The Festival of Lights: Part I

It's official: today marks the beginning of Hanukkah! On this, the 25th day of Kislev (which falls on December 11th this year) Jews all across the world break out their Menorahs, Dreidels, etc. to celebrate "The Festival of Lights." And even though my family and I are not Jewish, we thought it would still be a lot of fun (and be educational) to celebrate the holiday for ourselves:

Day 1 in the books. Only 7 more to go!
Here is my oldest son (Jaxson) taking the "Shamash" candle to light the first candle of Hanukkah.

Being that today is the first official day of Hanukkah, I thought I might provide a very brief history of what Hanukkah signifies to the Jewish people.

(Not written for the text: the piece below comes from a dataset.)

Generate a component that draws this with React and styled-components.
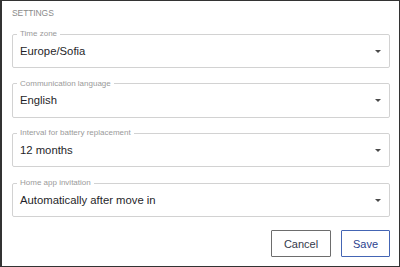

In a nutshell, Hanukkah celebrates the rededication of the Jewish temple during the Maccabean revolt in the 2nd century B.C. In fact, the word "Hanukkah" itself means "dedication" or "consecration." It was during the reign of Antiochus IV, who was king of Seleucid Empire, that Jerusalem was engulfed in a quasi-civil war of sorts. The emergence of Hellenization, which had quickly caught on with a large portion of the Jewish community, came face-to-face with the more traditional (orthodox) lifestyles and teachings of the Jewish faith. In the wake of such a conflict, Emperor Antiochus chose to side with the Hellenized Jews; a move that was politically very beneficial. A passage from the second Book of the Maccabees illustrates just how profound Antiochus' decision was:
Not long after this the king sent an Athenian senator to force the Jews to abandon the customs of their ancestors and live no longer by the laws of God; also to profane the temple in Jerusalem and dedicate it to Olympian Zeus, and that on Mount Gerizim to Zeus the Hospitable, as the inhabitants of the place requested...They also brought into the temple things that were forbidden, so that the altar was covered with abominable offerings prohibited by the laws. A man could not keep the sabbath or celebrate the traditional feasts, nor even admit that he was a Jew. At the suggestion of the citizens of Ptolemais, a decree was issued ordering the neighboring Greek cities to act in the same way against the Jews: oblige them to partake of the sacrifices, and put to death those who would not consent to adopt the customs of the Greeks. It was obvious, therefore, that disaster impended. Thus, two women who were arrested for having circumcised their children were publicly paraded about the city with their babies hanging at their breasts and then thrown down from the top of the city wall. Others, who had assembled in nearby caves to observe the sabbath in secret, were betrayed to Philip and all burned to death. ~2 Maccabees 6: 1-11
To make a long story short, the Maccabees were upset at the Hellenization taking hold in Jerusalem and chose to revolt. Their revolt turned out to be a massive success, as the "enemies" of traditional Judaism were swept away. In the aftermath, however, the Jewish temple was (due to the "heathen" influences) in need of purification. According to the Talmud, at the re-dedication following the victory of the Maccabees over the Seleucid Empire, there was only enough consecrated olive oil to fuel the eternal flame in the Temple for one day. Miraculously, the oil burned for eight days, which was the length of time it took to press, prepare and consecrate fresh olive oil.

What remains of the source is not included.